(WHAT THE EXERCISE ASKS): Write out the listing, please, but only from its first line through the line containing "const cell = (t: string, s", exactly as given and without pictures.

== == ==

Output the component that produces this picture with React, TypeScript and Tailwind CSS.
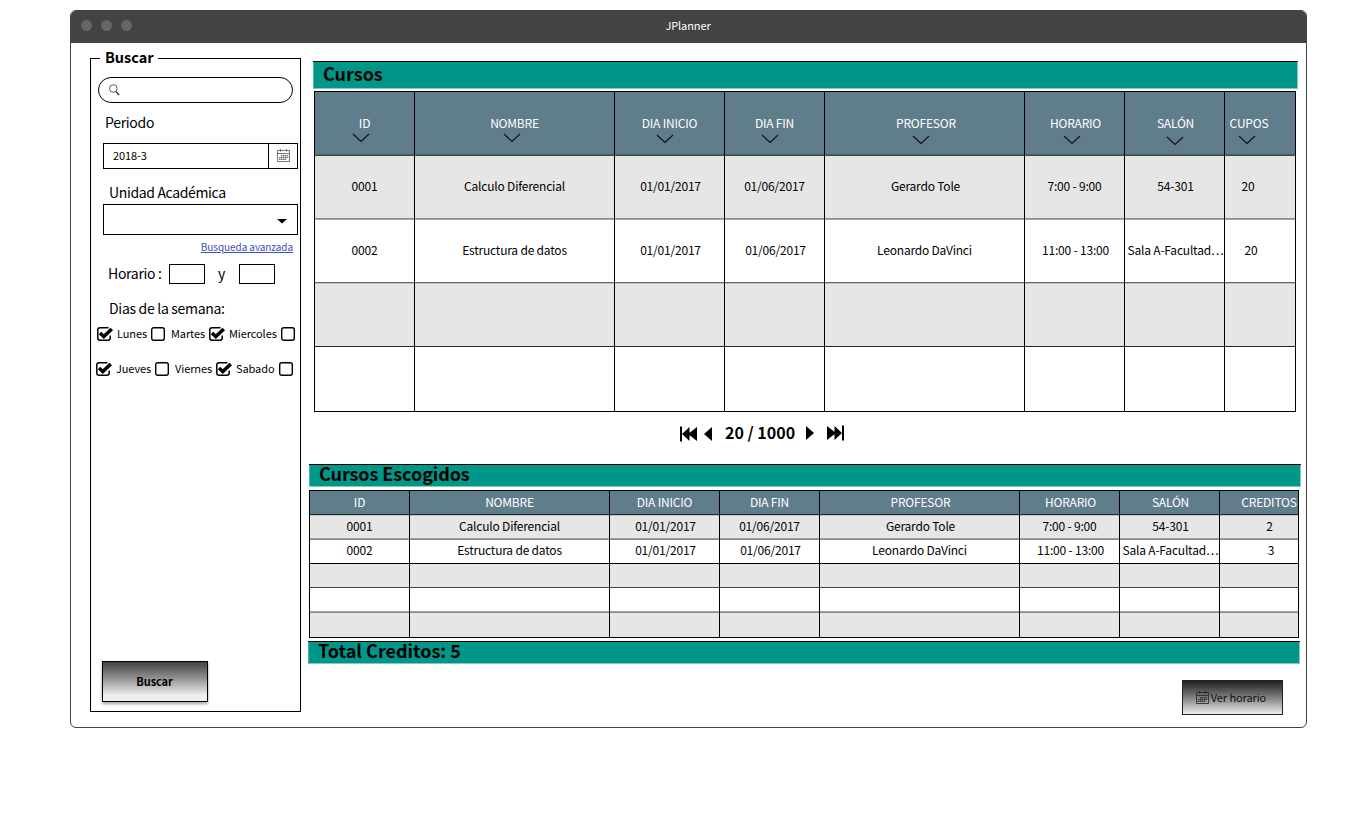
import React from "react";

type Cell = { t: string; s?: string };

const cell = (t: string, s = ""): Cell => ({ t, s });

function Chevron({ className }: { className: string }) {
  return (
    <svg width="18" height="10" viewBox="0 0 18 10" fill="none" stroke="#111" strokeWidth="1.15" className={`shrink-0 ${className}`}>
      <path d="M1 1 L9 8.5 L17 1" />
    </svg>
  );
}

function CalendarIcon({ color }: { color: string }) {
  return (
    <svg width="13" height="13" viewBox="0 0 13 13" fill="none" stroke={color} strokeWidth="0.8" className="shrink-0">
      <path d="M0.5 1.5 H12.5 V12.5 H0.5 Z M0.5 4.5 H12.5 M3.5 0 V2.6 M9.5 0 V2.6" />
      <path d="M4.2 6.5 H11 M2 8.5 H11 M2 10.5 H9 M2.4 8.5 V10.8 M4.5 6.3 V10.8 M6.6 6.3 V10.8 M8.7 6.3 V10.8 M10.8 6.3 V8.8" strokeWidth="0.6" />
    </svg>
  );
}

function Check({ on }: { on?: boolean }) {
  return (
    <svg width="18" height="16" viewBox="0 0 18 16" fill="none" className="shrink-0">
      {on ? (
        <>
          <path d="M12.5 1.8 H4 Q1.8 1.8 1.8 4 V12 Q1.8 14.2 4 14.2 H12 Q14.2 14.2 14.2 12 V9.5" stroke="#000" strokeWidth="1.5" />
          <path d="M4 7 L7.8 10.6 L15.8 3" stroke="#000" strokeWidth="3.5" />
        </>
      ) : (
        <rect x="1.7" y="1.7" width="12.6" height="12.6" rx="2" stroke="#000" strokeWidth="1.4" />
      )}
    </svg>
  );
}

function Banner({ children, className }: { children: React.ReactNode; className: string }) {
  return (
    <h2 className={`border-t border-t-black bg-[#009688] text-[18px] font-bold text-black whitespace-nowrap shadow-[inset_0_-1px_0_#80cac3,inset_1px_0_0_#4db5ab,inset_-1px_0_0_#80cac3] ${className}`}>
      {children}
    </h2>
  );
}

const courseHead = [
  cell("ID"), cell("NOMBRE"), cell("DIA INICIO"), cell("DIA FIN"),
  cell("PROFESOR", "pl-[3px]"), cell("HORARIO", "pl-[2px]"), cell("SALÓN", "pl-[2px]"), cell("CUPOS", "pr-[22px]"),
];
const chevrons = ["mr-[8px]", "mr-[6px]", "mr-[10px] mt-px", "mr-[9px] mt-px", "mr-[8px] mt-[2px]", "mr-[6px] mt-[2px]", "mt-[3px]", "mr-[27px] mt-[2px]"];
const courseRows: Cell[][] = [
  [cell("0001"), cell("Calculo Diferencial"), cell("01/01/2017", "pl-[2px]"), cell("01/06/2017"), cell("Gerardo Tole", "pl-[2px]"), cell("7:00 - 9:00"), cell("54-301", "pl-[2px]"), cell("20", "pr-[24px]")],
  [cell("0002"), cell("Estructura de datos"), cell("01/01/2017", "pl-[2px]"), cell("01/06/2017", "pl-[2px]"), cell("Leonardo DaVinci"), cell("11:00 - 13:00", "pl-[2px]"), cell("Sala A-Facultad…", "pl-[2px]"), cell("20", "pr-[18px]")],
  Array.from({ length: 8 }, () => cell("")),
  Array.from({ length: 8 }, () => cell("")),
];
const courseLines = [
  "h-[64px] bg-[#e6e6e6] shadow-[inset_0_1px_0_#434343,inset_0_-1px_0_#8a8a8a]",
  "h-[64px] bg-white shadow-[inset_0_1px_0_#a6a6a6,inset_0_-1px_0_#666]",
  "h-[64px] bg-[#e6e6e6] shadow-[inset_0_1px_0_#c0c0c0,inset_0_-1px_0_#262626]",
  "h-[64px] bg-white",
];

const pickHead = [
  cell("ID"), cell("NOMBRE"), cell("DIA INICIO"), cell("DIA FIN"),
  cell("PROFESOR", "pl-[2px]"), cell("HORARIO", "pl-[2px]"), cell("SALÓN", "pl-[2px]"), cell("CREDITOS", "pl-[20px]"),
];
const pickRows: Cell[][] = [
  [cell("0001"), cell("Calculo Diferencial"), cell("01/01/2017", "pl-[2px]"), cell("01/06/2017"), cell("Gerardo Tole", "pl-[2px]"), cell("7:00 - 9:00"), cell("54-301", "pl-[2px]"), cell("2", "pl-[21px]")],
  [cell("0002"), cell("Estructura de datos"), cell("01/01/2017", "pl-[2px]"), cell("01/06/2017", "pl-[2px]"), cell("Leonardo DaVinci"), cell("11:00 - 13:00", "pl-[2px]"), cell("Sala A-Facultad…", "pl-[2px]"), cell("3", "pl-[24px]")],
  Array.from({ length: 8 }, () => cell("")),
  Array.from({ length: 8 }, () => cell("")),
  Array.from({ length: 8 }, () => cell("")),
];
const pickLines = [
  "h-[24px] bg-[#e6e6e6] shadow-[inset_0_1px_0_#c8c8c8,inset_0_-1px_0_#a0a0a0]",
  "h-[24px] bg-white shadow-[inset_0_1px_0_#888]",
  "h-[25px] bg-[#e6e6e6] shadow-[inset_0_1px_0_#000,inset_0_-1px_0_#444]",
  "h-[24px] bg-white shadow-[inset_0_-1px_0_#a6a6a6]",
  "h-[25px] bg-[#e6e6e6] shadow-[inset_0_1px_0_#888]",
];

export default function App() {
  return (
    <div className="h-[838px] w-[1357px] overflow-hidden bg-white pt-[10px] pl-[70px] text-black font-['Noto_Sans_CJK_SC','Noto_Sans_CJK_JP',sans-serif]">
      <div className="flex h-[718px] w-[1237px] flex-col overflow-hidden rounded-[6px] border border-[#434343] bg-white">
        <header className="grid h-[32px] shrink-0 grid-cols-[1fr_auto_1fr] items-center bg-[#434343] pl-[10px]">
          <div className="-mt-[4px] flex gap-[9px]">
            <i className="size-[11px] rounded-full bg-[#666]" />
            <i className="size-[11px] rounded-full bg-[#666]" />
            <i className="size-[11px] rounded-full bg-[#666]" />
          </div>
          <h1 className="-mt-[5px] pr-[11px] text-[11px] leading-[16px] tracking-[-0.1px] text-white">JPlanner</h1>
        </header>

        <div className="flex min-h-0 flex-1">
          <aside className="mt-[15px] ml-[19px] flex h-[654px] w-[211px] shrink-0 flex-col border border-black">
            <h2 className="-mt-[12px] ml-[9px] h-[22px] w-[58px] shrink-0 bg-white pl-[5px] text-[14.5px] leading-[19px] font-bold">Buscar</h2>
            <div className="mt-[8px] ml-[7px] flex h-[26px] w-[195px] shrink-0 items-center rounded-full border border-black pl-[10px]">
              <svg width="11" height="12" viewBox="0 0 11 12" fill="none" stroke="#333" strokeWidth="0.8">
                <circle cx="4.3" cy="4.5" r="3.8" />
                <path d="M6.8 7.6 L10.2 11" strokeWidth="1.3" />
              </svg>
            </div>
            <p className="mt-[9px] ml-[14px] h-[22px] text-[14px] leading-[20px] tracking-[-0.3px]">Periodo</p>
            <div className="mt-[9px] ml-[12px] flex h-[26px] w-[195px] shrink-0 border border-black">
              <span className="w-[165px] border-r border-black pl-[9px] text-[11px] leading-[23px] tracking-[-0.1px]">2018-3</span>
              <span className="flex flex-1 items-start justify-center pt-[5px]"><CalendarIcon color="#555" /></span>
            </div>
            <p className="mt-[13px] ml-[18px] h-[22px] text-[14px] leading-[20px] tracking-[-0.35px]">Unidad Académica</p>
            <div className="ml-[12px] flex h-[31px] w-[195px] shrink-0 items-center justify-end border border-black pt-[3px] pr-[10px]">
              <svg width="10" height="5" viewBox="0 0 10 5"><path d="M0 0 H10 L5 4.5 Z" fill="#000" /></svg>
            </div>
            <a className="mt-[4px] mr-[7px] h-[16px] self-end text-[10px] leading-[15px] tracking-[-0.08px] text-[#3f51b5] underline">Busqueda avanzada</a>
            <div className="mt-[9px] flex h-[20px] items-start pl-[17px] text-[14px] leading-[18px] tracking-[-0.3px]">
              <span className="w-[61px]">Horario :</span>
              <i className="h-[20px] w-[36px] border border-black" />
              <span className="w-[34px] pl-[13px]">y</span>
              <i className="h-[20px] w-[36px] border border-black" />
            </div>
            <p className="mt-[14px] ml-[18px] h-[22px] text-[14px] leading-[20px] tracking-[-0.3px]">Dias de la semana:</p>
            <div className="mt-[6px] flex h-[16px] items-start pl-[5px] text-[11px] leading-[15px] tracking-[-0.1px] whitespace-nowrap">
              <Check on /><span className="w-[36px] pl-[3px]">Lunes</span>
              <Check /><span className="w-[40px] pl-[3px]">Martes</span>
              <Check on /><span className="w-[54px] pl-[3px]">Miercoles</span>
              <Check />
            </div>
            <div className="mt-[19px] flex h-[16px] items-start pl-[4px] text-[11px] leading-[15px] tracking-[-0.1px] whitespace-nowrap">
              <Check on /><span className="w-[41px] pl-[3px]">Jueves</span>
              <Check /><span className="w-[43px] pl-[3px]">Viernes</span>
              <Check on /><span className="w-[45px] pl-[3px]">Sabado</span>
              <Check />
            </div>
            <button className="mt-auto mb-[9px] ml-[11px] h-[41px] w-[106px] shrink-0 border border-black bg-linear-to-b from-[#434343] to-[#eee] to-85% pr-px text-[11px] font-bold tracking-[-0.1px] shadow-[0_2px_3px_rgba(0,0,0,0.35)]">Buscar</button>
          </aside>

          <main className="flex min-w-0 flex-1 flex-col pl-[7px]">
            <Banner className="mt-[18px] ml-[5px] h-[28px] w-[985px] pl-[10px] leading-[22px]">Cursos</Banner>
            <section className="mt-[2px] ml-[6px] w-[982px] border-y border-r border-black text-[12px] tracking-[-0.2px] whitespace-nowrap">
              <div className="grid grid-cols-[100px_200px_110px_100px_200px_100px_100px_71px] bg-[#607d8b] text-white">
                {courseHead.map((c, i) => (
                  <div key={i} className="flex h-[63px] flex-col items-center border-l border-black pt-[22px] shadow-[inset_0_-1px_0_#4d6470]">
                    <span className={`h-[19px] leading-[18px] ${c.s}`}>{c.t}</span>
                    <Chevron className={chevrons[i]} />
                  </div>
                ))}
              </div>
              {courseRows.map((r, j) => (
                <div key={j} className="grid grid-cols-[100px_200px_110px_100px_200px_100px_100px_71px]">
                  {r.map((c, i) => (
                    <div key={i} className={`flex items-center justify-center border-l border-black pb-[2px] ${courseLines[j]} ${c.s}`}>{c.t}</div>
                  ))}
                </div>
              ))}
            </section>

            <nav className="mt-[9px] ml-[372px] flex h-[25px] items-center">
              <svg width="18" height="16" viewBox="0 0 18 16"><path d="M0 0.5 H2 V15.5 H0 Z M2 8 L9.5 1 V15 Z M8 8 L17 1 V15 Z" /></svg>
              <svg className="ml-[6px]" width="8" height="14" viewBox="0 0 8 14"><path d="M8 0 V14 L0 7 Z" /></svg>
              <span className="mb-[2px] w-[84px] pl-[13px] text-[16px] leading-[23px] font-bold whitespace-nowrap">20 / 1000</span>
              <svg className="mb-[2px] ml-[10px]" width="8" height="14" viewBox="0 0 8 14"><path d="M0 0 V14 L8 7 Z" /></svg>
              <svg className="mb-[2px] ml-[13px]" width="18" height="16" viewBox="0 0 18 16"><path d="M17 0.5 H15 V15.5 H17 Z M15 8 L7.5 1 V15 Z M9 8 L0 1 V15 Z" /></svg>
            </nav>

            <Banner className="mt-[18px] ml-px h-[23px] w-[992px] pl-[10px] leading-[17px] tracking-[-0.08px]">Cursos Escogidos</Banner>
            <section className="mt-[3px] ml-px w-[990px] border-y border-r border-black text-[12px] tracking-[-0.2px] whitespace-nowrap">
              <div className="grid grid-cols-[100px_200px_110px_100px_200px_100px_100px_79px] bg-[#607d8b] text-white">
                {pickHead.map((c, i) => (
                  <div key={i} className={`flex h-[24px] items-center justify-center border-l border-black pb-[2px] shadow-[inset_0_-1px_0_#1c2529] ${c.s}`}>{c.t}</div>
                ))}
              </div>
              {pickRows.map((r, j) => (
                <div key={j} className="grid grid-cols-[100px_200px_110px_100px_200px_100px_100px_79px]">
                  {r.map((c, i) => (
                    <div key={i} className={`flex items-center justify-center border-l border-black pb-[2px] ${pickLines[j]} ${c.s}`}>{c.t}</div>
                  ))}
                </div>
              ))}
            </section>
            <Banner className="mt-[3px] h-[23px] w-[992px] pl-[10px] leading-[17px]">Total Creditos: 5</Banner>
            <button className="mt-[16px] mr-[23px] flex h-[35px] w-[101px] items-center justify-center gap-[2px] self-end border border-[#222] bg-linear-to-b from-[#222] to-[#eee] pr-[3px] text-[11px] tracking-[-0.1px] text-[#111]">
              <CalendarIcon color="#222" />
              <span>Ver horario</span>
            </button>
          </main>
        </div>
      </div>
    </div>
  );
}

== == ==

(SOLVED EXERCISE):
Output the component that produces this picture with React, TypeScript and Tailwind CSS.
import React from "react";

type Cell = { t: string; s?: string };

const cell = (t: string, s = ""): Cell => ({ t, s });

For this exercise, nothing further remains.